Con il Consiglio europeo della scorsa settimana si è concluso il semestre della presidenza svedese. Sono svariati i punti delle conclusioni derivate dal Consiglio europeo che potremmo definire incoraggianti per il prossimo futuro.

Innanzitutto l’immigrazione. Si è messa in evidenza l’esigenza di rendere più efficiente l’accesso al territorio dell’Unione europea nella garanzia della sicurezza dei propri cittadini. Per fare questo occorre una politica d’integrazione: trovare il giusto equilibrio tra le esigenze degli Stati membri e il potenziale produttivo dei migranti.

Si è richiamato poi a un’Europa della responsabilità e della solidarietà in materia di migrazione e asilo. In questo senso, da italiano, mi incoraggia l’accento posto dal Consiglio sull’urgenza di combattere l’immigrazione clandestina partendo dagli stati membri di frontiera, soprattutto quelle meridionali. Questo significa condividere risorse e problemi, spiace che troppo spesso questo aspetto venga sovrastato dagli egoismi e dalla mancanza di coraggio.
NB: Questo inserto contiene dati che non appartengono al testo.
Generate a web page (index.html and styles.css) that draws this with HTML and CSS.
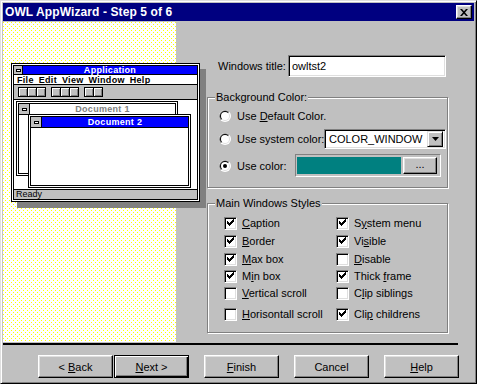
FILE: index.html
```html
<!DOCTYPE html>
<html lang="en">
<head>
    <meta charset="UTF-8">
    <title>OWL AppWizard - Step 5 of 6</title>
    <link rel="stylesheet" href="styles.css">
</head>
<body>
    <svg class="defs" width="0" height="0">
        <symbol id="radio-off" viewBox="0 0 12 12">
            <circle cx="6" cy="6" r="6" fill="#fff"/>
            <path d="M1.76 10.24A6 6 0 0 1 10.24 1.76Z" fill="#808080"/>
            <circle cx="6" cy="6" r="5" fill="#dfdfdf"/>
            <path d="M2.46 9.54A5 5 0 0 1 9.54 2.46Z" fill="#000"/>
            <circle cx="6" cy="6" r="4" fill="#fff"/>
        </symbol>
        <symbol id="radio-on" viewBox="0 0 12 12">
            <use href="#radio-off"/>
            <circle cx="6" cy="6" r="2" fill="#000"/>
        </symbol>
        <symbol id="tick" viewBox="0 0 11 11">
            <path d="M2 3h1v3H2zM3 4h1v3H3zM4 5h1v3H4zM5 4h1v3H5zM6 3h1v3H6zM7 2h1v3H7zM8 1h1v3H8z" fill="#000"/>
        </symbol>
    </svg>

    <div class="dialog">
        <div class="titlebar">
            <span class="title">OWL AppWizard - Step 5 of 6</span>
            <span class="close-btn">
                <svg width="8" height="7" viewBox="0 0 8 7"><path d="M0 0h2l2 2.2L6 0h2L5 3.5 8 7H6L4 4.8 2 7H0l3-3.5z" fill="#000"/></svg>
            </span>
        </div>

        <div class="main">
            <!-- Preview of the generated app -->
            <div class="preview-pane">
                <div class="app-win">
                    <div class="app-inner">
                        <div class="app-caption">
                            <span class="sysbox"><i></i></span>
                            <span class="cap-text">Application</span>
                        </div>
                        <div class="app-menu">
                            <span><u>F</u>ile</span>
                            <span><u>E</u>dit</span>
                            <span><u>V</u>iew</span>
                            <span><u>W</u>indow</span>
                            <span><u>H</u>elp</span>
                        </div>
                        <div class="app-toolbar">
                            <span class="tb-group"><i></i><i></i><i></i></span>
                            <span class="tb-group"><i></i><i></i><i></i></span>
                            <span class="tb-group"><i></i><i></i></span>
                        </div>
                        <div class="mdi">
                            <div class="doc doc1">
                                <div class="doc-inner">
                                    <div class="doc-caption">
                                        <span class="sysbox"><i></i></span>
                                        <span class="cap-text">Document 1</span>
                                    </div>
                                </div>
                            </div>
                            <div class="doc doc2">
                                <div class="doc-inner">
                                    <div class="doc-caption">
                                        <span class="sysbox"><i></i></span>
                                        <span class="cap-text">Document 2</span>
                                    </div>
                                </div>
                            </div>
                        </div>
                        <div class="app-status">Ready</div>
                    </div>
                </div>
            </div>

            <!-- Options -->
            <div class="form">
                <div class="field-row">
                    <span class="field-label">Windows title:</span>
                    <div class="textbox">owltst2</div>
                </div>

                <div class="group bg-group">
                    <span class="group-title">Background Color:</span>
                    <div class="radio-row">
                        <svg class="radio"><use href="#radio-off"/></svg>
                        <span class="radio-label">Use <u>D</u>efault Color.</span>
                    </div>
                    <div class="radio-row system-row">
                        <svg class="radio"><use href="#radio-off"/></svg>
                        <span class="radio-label">Use system color:</span>
                        <div class="combo">
                            <span class="combo-text">COLOR_WINDOW</span>
                            <span class="combo-btn">
                                <svg width="7" height="4" viewBox="0 0 7 4"><path d="M0 0h7L3.5 4z" fill="#000"/></svg>
                            </span>
                        </div>
                    </div>
                    <div class="radio-row color-row">
                        <svg class="radio"><use href="#radio-on"/></svg>
                        <span class="radio-label">Use color:</span>
                        <div class="color-frame">
                            <span class="swatch"></span>
                            <span class="btn small-btn"><span>...</span></span>
                        </div>
                    </div>
                </div>

                <div class="group styles-group">
                    <span class="group-title">Main Windows Styles</span>
                    <div class="check-grid">
                        <div class="check-item"><span class="check"><svg><use href="#tick"/></svg></span><span><u>C</u>aption</span></div>
                        <div class="check-item"><span class="check"><svg><use href="#tick"/></svg></span><span>S<u>y</u>stem menu</span></div>
                        <div class="check-item"><span class="check"><svg><use href="#tick"/></svg></span><span><u>B</u>order</span></div>
                        <div class="check-item"><span class="check"><svg><use href="#tick"/></svg></span><span>Vi<u>s</u>ible</span></div>
                        <div class="check-item"><span class="check"><svg><use href="#tick"/></svg></span><span><u>M</u>ax box</span></div>
                        <div class="check-item"><span class="check"></span><span><u>D</u>isable</span></div>
                        <div class="check-item"><span class="check"><svg><use href="#tick"/></svg></span><span>M<u>i</u>n box</span></div>
                        <div class="check-item"><span class="check"><svg><use href="#tick"/></svg></span><span>Thick <u>f</u>rame</span></div>
                        <div class="check-item"><span class="check"></span><span><u>V</u>ertical scroll</span></div>
                        <div class="check-item"><span class="check"></span><span>C<u>l</u>ip siblings</span></div>
                        <div class="check-item"><span class="check"></span><span><u>H</u>orisontall scroll</span></div>
                        <div class="check-item"><span class="check"><svg><use href="#tick"/></svg></span><span>Cli<u>p</u> childrens</span></div>
                    </div>
                </div>
            </div>
        </div>

        <div class="separator"></div>

        <div class="buttons">
            <span class="btn"><span>&lt; <u>B</u>ack</span></span>
            <span class="btn default-btn"><span><u>N</u>ext &gt;</span></span>
            <span class="btn spaced"><span><u>F</u>inish</span></span>
            <span class="btn spaced"><span>Cancel</span></span>
            <span class="btn spaced"><span><u>H</u>elp</span></span>
        </div>
    </div>
</body>
</html>
```

FILE: styles.css
```css
* {
    box-sizing: border-box;
}
body {
    margin: 0;
    background-color: #c0c0c0;
    font-family: "Liberation Sans", Arial, sans-serif;
    font-size: 11px;
    color: #000;
}
.defs {
    position: absolute;
}
u {
    text-decoration-thickness: 1px;
    text-underline-offset: 1px;
}

/* Window frame */
.dialog {
    width: 477px;
    height: 384px;
    border: 1px solid;
    border-color: #dfdfdf #000 #000 #dfdfdf;
    box-shadow: inset 1px 1px #fff, inset -1px -1px #808080;
    padding: 2px;
    background-color: #c0c0c0;
}
.titlebar {
    height: 18px;
    background-color: #000080;
    color: #fff;
    display: flex;
    align-items: center;
    justify-content: space-between;
    padding: 0 2px;
}
.title {
    font-size: 12px;
    font-weight: bold;
    letter-spacing: 0.1px;
    line-height: 18px;
}
.close-btn {
    width: 16px;
    height: 14px;
    background-color: #c0c0c0;
    border: 1px solid;
    border-color: #fff #000 #000 #fff;
    box-shadow: inset -1px -1px #808080, inset 1px 1px #dfdfdf;
    display: flex;
    align-items: center;
    justify-content: center;
}

.main {
    margin-top: 1px;
    height: 320px;
    display: flex;
}

/* Left preview pane */
.preview-pane {
    width: 173px;
    position: relative;
    background-color: #fff;
    background-image: url("data:image/svg+xml,%3Csvg xmlns='http://www.w3.org/2000/svg' width='4' height='4'%3E%3Crect width='1' height='1' fill='%23ff0'/%3E%3Crect x='2' y='2' width='1' height='1' fill='%23ff0'/%3E%3C/svg%3E");
}
.app-win {
    position: absolute;
    left: 8px;
    top: 41px;
    width: 189px;
    height: 139px;
    border: 1px solid #000;
    padding: 1px;
    background-color: #fff;
    box-shadow: 6px 6px 0 #808080;
    z-index: 1;
}
.app-inner {
    height: 100%;
    border: 1px solid #000;
    display: flex;
    flex-direction: column;
    font-size: 9px;
    font-weight: bold;
    letter-spacing: 0.3px;
}
.app-caption,
.doc-caption {
    display: flex;
    border-bottom: 1px solid #000;
    flex: none;
}
.app-caption {
    height: 9px;
}
.doc-caption {
    height: 11px;
}
.sysbox {
    width: 9px;
    background-color: #c0c0c0;
    border-right: 1px solid #000;
    display: flex;
    align-items: center;
    justify-content: center;
}
.doc-caption .sysbox {
    width: 11px;
}
.sysbox i {
    width: 5px;
    height: 3px;
    background-color: #fff;
    border: 1px solid #000;
}
.cap-text {
    flex: 1;
    text-align: center;
    line-height: 9px;
    background-color: #0000ff;
    color: #fff;
}
.doc-caption .cap-text {
    line-height: 11px;
}
.doc1 .cap-text {
    background-color: #fff;
    color: #808080;
}
.app-menu {
    height: 10px;
    border-bottom: 1px solid #000;
    display: flex;
    gap: 5px;
    padding-left: 3px;
    line-height: 10px;
    flex: none;
}
.app-toolbar {
    height: 15px;
    background-color: #c0c0c0;
    border-bottom: 1px solid #000;
    display: flex;
    align-items: center;
    gap: 5px;
    padding-left: 4px;
    flex: none;
}
.tb-group {
    display: flex;
}
.tb-group i {
    width: 10px;
    height: 10px;
    border: 1px solid #000;
    margin-left: -1px;
    background-color: #c0c0c0;
    box-shadow: inset 1px 1px #fff, inset -1px -1px #808080;
}
.tb-group i:first-child {
    margin-left: 0;
}
.mdi {
    flex: 1;
    position: relative;
    background-color: #fff;
    border-bottom: 1px solid #000;
}
.doc {
    position: absolute;
    border: 1px solid #000;
    padding: 1px;
    background-color: #fff;
}
.doc-inner {
    height: 100%;
    border: 1px solid #000;
}
.doc1 {
    left: 2px;
    top: 1px;
    width: 162px;
    height: 75px;
}
.doc2 {
    left: 14px;
    top: 14px;
    width: 163px;
    height: 74px;
}
.app-status {
    height: 9px;
    background-color: #c0c0c0;
    font-weight: normal;
    line-height: 9px;
    padding-left: 2px;
    letter-spacing: 0;
    flex: none;
}

/* Right form */
.form {
    flex: 1;
    padding-left: 31px;
}
.field-row {
    margin-top: 33px;
    padding-left: 11px;
    display: flex;
    align-items: center;
}
.field-label {
    width: 70px;
}
.textbox,
.combo {
    border: 1px solid;
    border-color: #808080 #fff #fff #808080;
    box-shadow: inset 1px 1px #000, inset -1px -1px #dfdfdf;
    background-color: #fff;
}
.textbox {
    width: 158px;
    height: 22px;
    line-height: 20px;
    padding-left: 3px;
}

.group {
    position: relative;
    width: 241px;
    border: 1px solid #808080;
    box-shadow: inset 1px 1px #fff, 1px 1px #fff;
}
.group-title {
    position: absolute;
    left: 7px;
    top: -7px;
    line-height: 13px;
    padding: 0 1px;
    background-color: #c0c0c0;
}
.bg-group {
    margin-top: 20px;
    height: 91px;
    padding: 8px 0 0 11px;
}
.radio-row {
    height: 20px;
    display: flex;
    align-items: center;
}
.radio {
    width: 12px;
    height: 12px;
    margin-right: 6px;
}
.radio-label {
    white-space: nowrap;
}
.system-row {
    margin-top: 3px;
}
.system-row .radio-label {
    width: 87px;
}
.combo {
    width: 122px;
    height: 20px;
    display: flex;
    align-items: center;
    justify-content: space-between;
    padding: 0 2px 0 4px;
}
.combo-btn {
    width: 16px;
    height: 16px;
    background-color: #c0c0c0;
    border: 1px solid;
    border-color: #dfdfdf #000 #000 #dfdfdf;
    box-shadow: inset 1px 1px #fff, inset -1px -1px #808080;
    display: flex;
    align-items: center;
    justify-content: center;
}
.color-row {
    margin-top: 5px;
    height: 23px;
}
.color-row .radio-label {
    width: 58px;
}
.color-frame {
    width: 146px;
    height: 23px;
    border: 1px solid;
    border-color: #808080 #fff #fff #808080;
    padding: 2px 3px 2px 1px;
    display: flex;
    gap: 2px;
}
.swatch {
    flex: 1;
    background-color: #008080;
}

.styles-group {
    margin-top: 15px;
    height: 130px;
    padding: 10px 0 0 16px;
}
.check-grid {
    display: grid;
    grid-template-columns: 112px auto;
    grid-template-rows: 18px 18px 18px 16px 18px 24px;
}
.check-item {
    display: flex;
    align-items: center;
    gap: 5px;
    white-space: nowrap;
}
.check {
    width: 13px;
    height: 13px;
    border: 1px solid;
    border-color: #808080 #fff #fff #808080;
    box-shadow: inset 1px 1px #000, inset -1px -1px #dfdfdf;
    background-color: #fff;
    display: flex;
}
.check svg {
    width: 11px;
    height: 11px;
}

/* Bottom bar */
.separator {
    width: 455px;
    height: 2px;
    margin-top: 1px;
    background-color: #000;
}
.buttons {
    display: flex;
    padding: 10px 0 0 35px;
}
.btn {
    width: 75px;
    height: 23px;
    background-color: #c0c0c0;
    border: 1px solid;
    border-color: #fff #000 #000 #fff;
    box-shadow: inset -1px -1px #808080, inset 1px 1px #dfdfdf;
    display: flex;
    align-items: center;
    justify-content: center;
}
.default-btn {
    margin-left: 1px;
    border-color: #000;
    box-shadow: inset 1px 1px #fff, inset -1px -1px #000, inset -2px -2px #808080;
}
.spaced {
    margin-left: 15px;
}
.small-btn {
    width: 34px;
    height: 17px;
    padding-bottom: 3px;
}
```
Il secondo aspetto, che ritengo prioritario in questo periodo in cui non intravediamo ancora la luce in fondo al tunnel della crisi economica, è il rilancio della strategia di Lisbona: dobbiamo tornare il più in fretta possibile a competere sul piano economico e commerciale con le potenze emergenti. Soltanto un sistema di ricerca e di conoscenze all’avanguardia permetterà questo passo vitale per noi ma soprattutto per le nuove generazioni.
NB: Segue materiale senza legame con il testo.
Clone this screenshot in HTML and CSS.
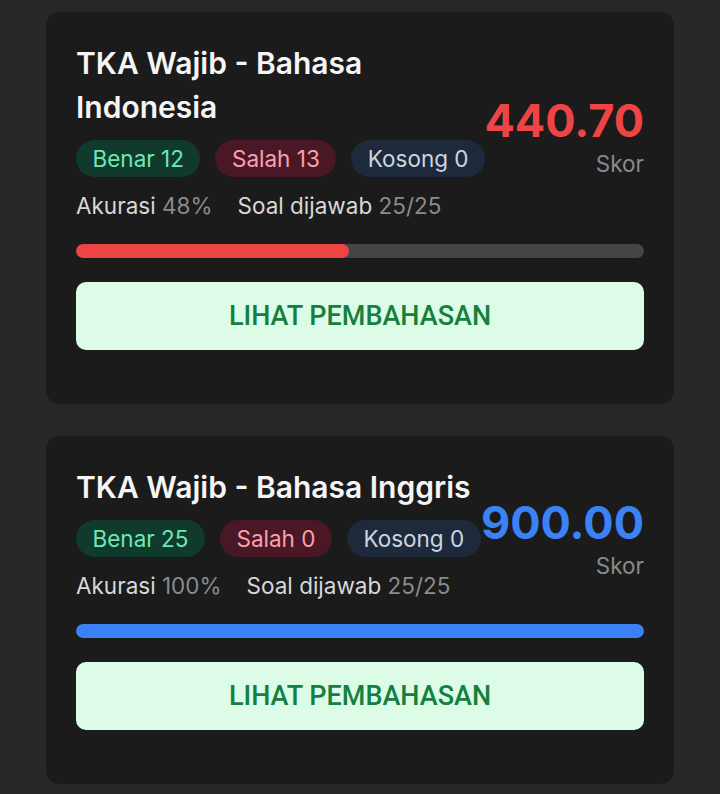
FILE: index.html
```html
<!DOCTYPE html>
<html lang="id">
<head>
    <meta charset="UTF-8">
    <meta name="viewport" content="width=device-width, initial-scale=1.0">
    <title>Hasil TKA</title>
    <link rel="stylesheet" href="styles.css">
</head>
<body>
    <div class="list">
        <div class="card">
            <div class="head">
                <div class="info">
                    <div class="title">TKA Wajib - Bahasa Indonesia</div>
                    <div class="badges">
                        <span class="badge benar">Benar 12</span>
                        <span class="badge salah">Salah 13</span>
                        <span class="badge kosong">Kosong 0</span>
                    </div>
                    <div class="stats">
                        <span>Akurasi <em>48%</em></span>
                        <span>Soal dijawab <em>25/25</em></span>
                    </div>
                </div>
                <div class="score">
                    <div class="value red">440.70</div>
                    <div class="label">Skor</div>
                </div>
            </div>
            <div class="bar"><div class="fill red-bg" style="width: 48%"></div></div>
            <button class="btn">LIHAT PEMBAHASAN</button>
        </div>

        <div class="card">
            <div class="head">
                <div class="info">
                    <div class="title">TKA Wajib - Bahasa Inggris</div>
                    <div class="badges">
                        <span class="badge benar">Benar 25</span>
                        <span class="badge salah">Salah 0</span>
                        <span class="badge kosong">Kosong 0</span>
                    </div>
                    <div class="stats">
                        <span>Akurasi <em>100%</em></span>
                        <span>Soal dijawab <em>25/25</em></span>
                    </div>
                </div>
                <div class="score">
                    <div class="value blue">900.00</div>
                    <div class="label">Skor</div>
                </div>
            </div>
            <div class="bar"><div class="fill blue-bg" style="width: 100%"></div></div>
            <button class="btn">LIHAT PEMBAHASAN</button>
        </div>
    </div>
</body>
</html>
```

FILE: styles.css
```css
body {
    margin: 0;
    background-color: #272727;
    font-family: Inter, "Noto Sans", sans-serif;
}
.list {
    display: flex;
    flex-direction: column;
    gap: 32px;
    padding: 12px 46px 40px;
}
.card {
    background: #1b1b1b;
    border-radius: 14px;
    padding: 29px 30px 54px;
}
.head {
    display: flex;
    align-items: center;
    justify-content: space-between;
    gap: 4px;
}
.info {
    flex: 1;
    min-width: 0;
}
.title {
    color: #f5f5f5;
    font-size: 30px;
    font-weight: 600;
    line-height: 44px;
}
.badges {
    display: flex;
    flex-wrap: nowrap;
    gap: 15px;
    margin-top: 11px;
}
.badge {
    font-size: 22.5px;
    line-height: 27px;
    padding: 5px 16.5px;
    border-radius: 20px;
    white-space: nowrap;
}
.benar {
    background-color: #0f3a2c;
    color: #6ee7b7;
}
.salah {
    background-color: #4a1824;
    color: #fb9fb1;
}
.kosong {
    background-color: #1e293b;
    color: #cbd5e1;
}
.stats {
    display: flex;
    gap: 25px;
    margin-top: 14px;
    font-size: 22.5px;
    line-height: 30px;
    color: #d8d8d8;
}
.stats em {
    font-style: normal;
    color: #8a8a8a;
}
.score {
    flex-shrink: 0;
    padding-top: 10px;
    text-align: right;
}
.value {
    font-size: 45px;
    font-weight: 700;
    line-height: 52px;
}
.label {
    margin-top: 3px;
    font-size: 22.5px;
    line-height: 28px;
    color: #8a8a8a;
}
.red { color: #ef4444; }
.blue { color: #3b82f6; }
.red-bg { background-color: #ef4444; }
.blue-bg { background-color: #3b82f6; }
.bar {
    margin-top: 23px;
    height: 14px;
    border-radius: 7px;
    background-color: #454545;
    overflow: hidden;
}
.fill {
    height: 100%;
    border-radius: 7px;
}
.btn {
    display: block;
    width: 100%;
    height: 68px;
    margin-top: 24px;
    border: none;
    border-radius: 10px;
    background-color: #dcfce7;
    color: #15803d;
    font-family: Roboto, sans-serif;
    font-size: 27px;
    font-weight: 500;
    cursor: pointer;
}
```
Mi compiaccio del fatto che nel metodo nuovo invocato dal Consiglio si punti a rinsaldare il legame fra misure nazionali e misure dell’UE e rafforzare la titolarità nazionale attraverso un coinvolgimento più attivo delle parti sociali e delle autorità regionali e locali. Detto in una parola sussidiarietà.

Ritengo tuttavia che si debba fare di più in questo senso. Al centro del principio di sussidiarietà si colloca la singolarità di ciascuna persona, della famiglia e dei gruppi intermedi. Devono essere questi i tre protagonisti della ripresa economica dell’Europa, solo nella persona, negli uomini è presente quel dinamismo originario che possa riattivare i tanti settori della vita sociale ormai piegati al pessimismo che arriva dalle istituzioni.

Il terzo e ultimo punto sul quale mi soffermo riguarda la Conferenza sul clima in corso a Copenhagen. Si tratta di una partita nella quale non abbiamo rivali, siamo all’avanguardia a tutti i livelli. Tuttavia il raggiungimento di un accordo soddisfacente sarà possibile soltanto se tutte le parti contribuiranno anche con dolorose rinunce e cambiamenti di linea. L’intervento isolato dell’Unione europea non sarà sufficiente.

 

Dovremo essere bravi a far comprendere a tutti come la sfida del cambiamento climatico va affrontata come una risorsa, anche economica, e non come un fastidio. Quella del clima è la partita globale per eccellenza. Se viene meno il contributo di un solo grande attore, viene meno tutto il progetto.